The reason is to keep software overheads low. The pager needs to do it’s job quickly so as long as it’s invoked it scans for multiple potential pages to swap out in case more space is needed. If it was wrong and a page on the FL was accessed again, it can supply it relatively quickly. The VAX FL is a FIFO to try and approximate LRU behavior — the first page that is really overwritten is the last page on the FL that was touched.
> However, when it comes to VAX which has a free-list and modifier-list, I am a little bit
> confused. That paper says if the page to be removed is dirty, it is added to free-list,
> otherwise to the modified-list. Since free-list is the only source indicating the
> available pages, does this mean that pages in the modified-list is not available? It
> shouldn’t be the case because we want all the pages swapped out to be available. Why
> don’t add the dirty page number to both free-list and modified-list? I can understand
> why VAX uses split lists for clean and dirty pages---because it wants to perform
> clustering of write back. If we write back as long as the page is swapper out, one list
> is enough I believe.
It’s actually the opposite — if the page is clean then it is put on the FL. Dirty pages are put on the modified list.
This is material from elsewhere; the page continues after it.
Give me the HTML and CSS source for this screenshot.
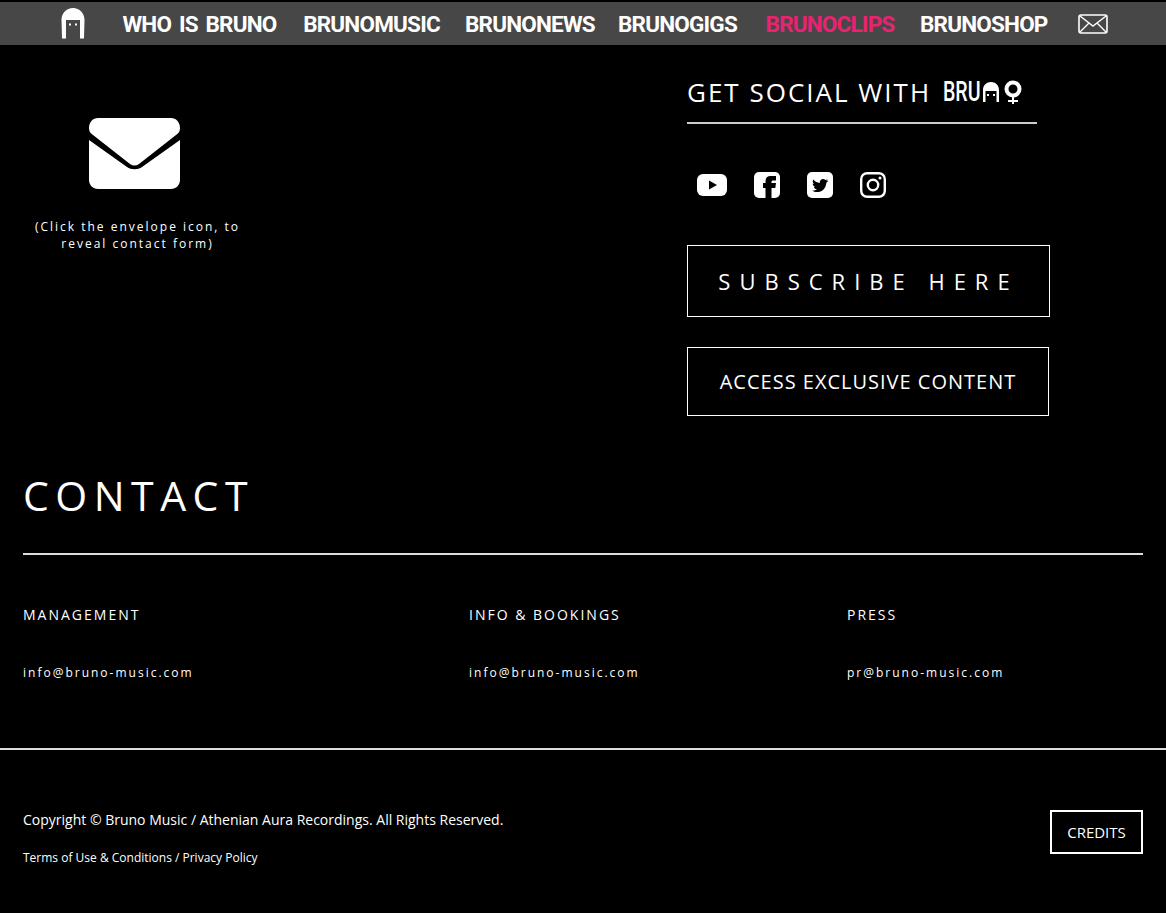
FILE: index.html
```html
<!DOCTYPE html>
<html lang="en">
<head>
    <meta charset="UTF-8">
    <title>Bruno Music - Contact</title>
    <link rel="stylesheet" href="styles.css">
</head>
<body>
    <nav class="topnav">
        <svg class="nav-logo" viewBox="0 0 24 31"><path d="M1 30.500L.5 12C.5 5 5.500 0 12 0s11.500 5 11.500 12L23 30.500h-4L19 12H5l0 18.500z" fill="#fff"/><path d="M8 15.500h2v2H8zM14 15.500h2v2h-2z" fill="#fff"/></svg>
        <a class="nav-link" href="#">WHO IS BRUNO</a>
        <a class="nav-link" href="#">BRUNOMUSIC</a>
        <a class="nav-link" href="#">BRUNONEWS</a>
        <a class="nav-link" href="#">BRUNOGIGS</a>
        <a class="nav-link active" href="#">BRUNOCLIPS</a>
        <a class="nav-link" href="#">BRUNOSHOP</a>
        <svg class="nav-mail" viewBox="0 0 30 20"><rect x="1" y="1" width="28" height="18" rx="2" fill="none" stroke="#fff" stroke-width="1.6"/><path d="M2 2l13 10L28 2M2 18l9-9M28 18l-9-9" fill="none" stroke="#fff" stroke-width="1.4"/></svg>
    </nav>

    <section class="top-section">
        <div class="envelope-col">
            <svg class="envelope" viewBox="0 0 91 71"><path d="M0 10C0 4 4 0 9 0h73c5 0 9 4 9 10 0 3-1 5-4 7L50 46c-3 2-6 2-9 0L4 17c-3-2-4-4-4-7z" fill="#fff"/><path d="M0 22l38 27c4 3 11 3 15 0l38-27v40c0 5-4 9-9 9H9c-5 0-9-4-9-9z" fill="#fff"/></svg>
            <p class="envelope-note">(Click the envelope icon, to reveal contact form)</p>
        </div>
        <div class="social-col">
            <h3 class="social-title">
                GET SOCIAL WITH
                <span class="mini-logo">
                    <span class="mini-logo-text">BRU</span>
                    <svg class="mini-logo-end" viewBox="39 0 39 24">
                        <path d="M39 22V10c0-5 3.500-8 8-8s8 3 8 8v12h-2.500V11h-11v11z" fill="#fff"/>
                        <path d="M43 14h2v2h-2zM49 14h2v2h-2z" fill="#fff"/>
                        <circle cx="69" cy="9" r="6.500" fill="none" stroke="#fff" stroke-width="4"/>
                        <path d="M69 16v8M64 21h10" stroke="#fff" stroke-width="2"/>
                    </svg>
                </span>
            </h3>
            <div class="social-icons">
                <svg class="ico-yt" viewBox="0 0 30 22"><rect width="30" height="22" rx="6" fill="#fff"/><path d="M12 6.500l8 4.500-8 4.500z" fill="#000"/></svg>
                <svg class="ico" viewBox="0 0 26 26"><rect width="26" height="26" rx="5" fill="#fff"/><path d="M11.500 26V16H9v-5h2.500V9c0-3.200 2-5 5-5H22v4.500h-3c-1 0-1.500.5-1.500 1.500v1H22l-.7 5h-3.800v10z" fill="#000"/></svg>
                <svg class="ico" viewBox="0 0 26 26"><rect width="26" height="26" rx="5" fill="#fff"/><path d="M21 8.500c-.6.300-1.200.4-1.900.5.700-.4 1.200-1 1.400-1.800-.6.400-1.300.6-2.100.8-1.300-1.400-3.500-1.300-4.700 0-.8.900-1 1.900-.8 3-2.700-.1-5.100-1.400-6.700-3.400-.9 1.500-.4 3.400 1 4.400-.5 0-1-.2-1.500-.4 0 1.600 1.100 3 2.700 3.300-.5.100-1 .2-1.500.1.400 1.300 1.700 2.300 3.100 2.300-1.400 1.100-3.200 1.600-4.900 1.400 4.500 2.900 11.900 1.500 13.900-5.700.2-.8.300-1.600.300-2.300.7-.5 1.300-1.100 1.700-1.700z" fill="#000"/></svg>
                <svg class="ico" viewBox="0 0 26 26"><rect x="1.200" y="1.200" width="23.600" height="23.600" rx="6" fill="none" stroke="#fff" stroke-width="2.400"/><circle cx="13" cy="13" r="5.200" fill="none" stroke="#fff" stroke-width="2.400"/><circle cx="20" cy="6" r="1.500" fill="#fff"/></svg>
            </div>
            <a class="box-btn subscribe" href="#">SUBSCRIBE HERE</a>
            <a class="box-btn exclusive" href="#">ACCESS EXCLUSIVE CONTENT</a>
        </div>
    </section>

    <section class="contact">
        <h1 class="contact-title">CONTACT</h1>
        <div class="contact-grid">
            <div class="contact-item">
                <h4>MANAGEMENT</h4>
                <a href="#">info@bruno-music.com</a>
            </div>
            <div class="contact-item">
                <h4>INFO &amp; BOOKINGS</h4>
                <a href="#">info@bruno-music.com</a>
            </div>
            <div class="contact-item">
                <h4>PRESS</h4>
                <a href="#">pr@bruno-music.com</a>
            </div>
        </div>
    </section>

    <footer class="footer">
        <div>
            <p class="copyright">Copyright © Bruno Music / Athenian Aura Recordings. All Rights Reserved.</p>
            <p class="terms">Terms of Use &amp; Conditions / Privacy Policy</p>
        </div>
        <a class="credits" href="#">CREDITS</a>
    </footer>
</body>
</html>
```
FILE: styles.css
```css
body {
    margin: 0;
    background-color: #000;
    color: #fff;
    font-family: "Open Sans", Arial, sans-serif;
}
a {
    color: #fff;
    text-decoration: none;
}
p, h1, h3, h4 {
    margin: 0;
    font-weight: 400;
}
.topnav {
    display: grid;
    grid-template-columns: 35px 157px 137px 125px 125px 130px 125px 38px;
    column-gap: 25px;
    align-items: center;
    height: 43px;
    margin-top: 2px;
    padding-left: 61px;
    background-color: #474747;
}
.nav-logo {
    width: 24px;
    height: 31px;
}
.nav-link {
    font-family: Roboto, Arial, sans-serif;
    font-size: 22.5px;
    font-weight: 700;
    letter-spacing: -0.8px;
    word-spacing: 3px;
    text-align: center;
    white-space: nowrap;
}
.nav-link.active {
    color: #ea2271;
}
.nav-mail {
    width: 30px;
    height: 20px;
    margin-left: 8px;
}
.top-section {
    display: flex;
    height: 371px;
}
.envelope-col {
    width: 687px;
    padding: 73px 0 0 23px;
    box-sizing: border-box;
}
.envelope {
    display: block;
    width: 91px;
    height: 71px;
    margin-left: 66px;
}
.envelope-note {
    width: 229px;
    margin-top: 29px;
    font-size: 12px;
    line-height: 17px;
    letter-spacing: 2px;
    text-align: center;
}
.social-col {
    padding-top: 32px;
}
.social-title {
    display: flex;
    align-items: center;
    box-sizing: border-box;
    width: 350px;
    height: 47px;
    padding-bottom: 16px;
    border-bottom: 2px solid #ccc;
    font-size: 26px;
    letter-spacing: 2px;
}
.mini-logo {
    display: flex;
    align-items: center;
    margin-left: 12px;
}
.mini-logo-text {
    display: block;
    margin-right: -15px;
    font-family: Roboto, Arial, sans-serif;
    font-size: 28px;
    font-weight: 500;
    line-height: 24px;
    letter-spacing: 0;
    transform: scaleX(0.7);
    transform-origin: left center;
}
.mini-logo-end {
    width: 39px;
    height: 24px;
    margin-left: 1px;
}
.social-icons {
    display: flex;
    align-items: center;
    gap: 27px;
    height: 26px;
    margin: 48px 0 47px 10px;
}
.ico-yt {
    width: 30px;
    height: 22px;
}
.ico {
    width: 26px;
    height: 26px;
}
.box-btn {
    display: block;
    box-sizing: border-box;
    border: 1px solid #fff;
    text-align: center;
}
.subscribe {
    width: 363px;
    height: 72px;
    font-size: 22px;
    line-height: 70px;
    letter-spacing: 9px;
}
.exclusive {
    width: 362px;
    height: 69px;
    margin-top: 30px;
    font-size: 20px;
    line-height: 67px;
    letter-spacing: 1px;
}
.contact {
    padding: 0 23px;
}
.contact-title {
    height: 96px;
    padding-top: 41px;
    border-bottom: 2px solid #ddd;
    font-size: 41px;
    line-height: 77px;
    letter-spacing: 6.5px;
}
.contact-grid {
    display: grid;
    grid-template-columns: 446px 378px 1fr;
    height: 193px;
}
.contact-item h4 {
    margin-top: 50px;
    font-size: 14px;
    line-height: 20px;
    letter-spacing: 2px;
}
.contact-item a {
    display: block;
    margin-top: 38px;
    font-size: 12px;
    line-height: 20px;
    letter-spacing: 2px;
}
.footer {
    display: flex;
    justify-content: space-between;
    align-items: flex-start;
    box-sizing: border-box;
    height: 165px;
    padding: 60px 23px 0;
    border-top: 2px solid #ddd;
}
.copyright {
    font-size: 14px;
    line-height: 20px;
}
.terms {
    margin-top: 18px;
    font-size: 12px;
    line-height: 20px;
}
.credits {
    box-sizing: border-box;
    width: 93px;
    height: 44px;
    border: 2px solid #fff;
    font-size: 15px;
    line-height: 40px;
    text-align: center;
}
```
Pages are written back from the modified list to disk and then put on the FL — this takes time and the pager doesn’t want to wait before returning. It can’t put the dirty pages on the FL directly because if it allocates them before they are written to disk then that data is lost or a long stall occurs. You basically have to maintain two lists to deal with efficient clustered writebacks, so what would be the point of adding a page to both lists? If a page is in both lists it may slow allocation down.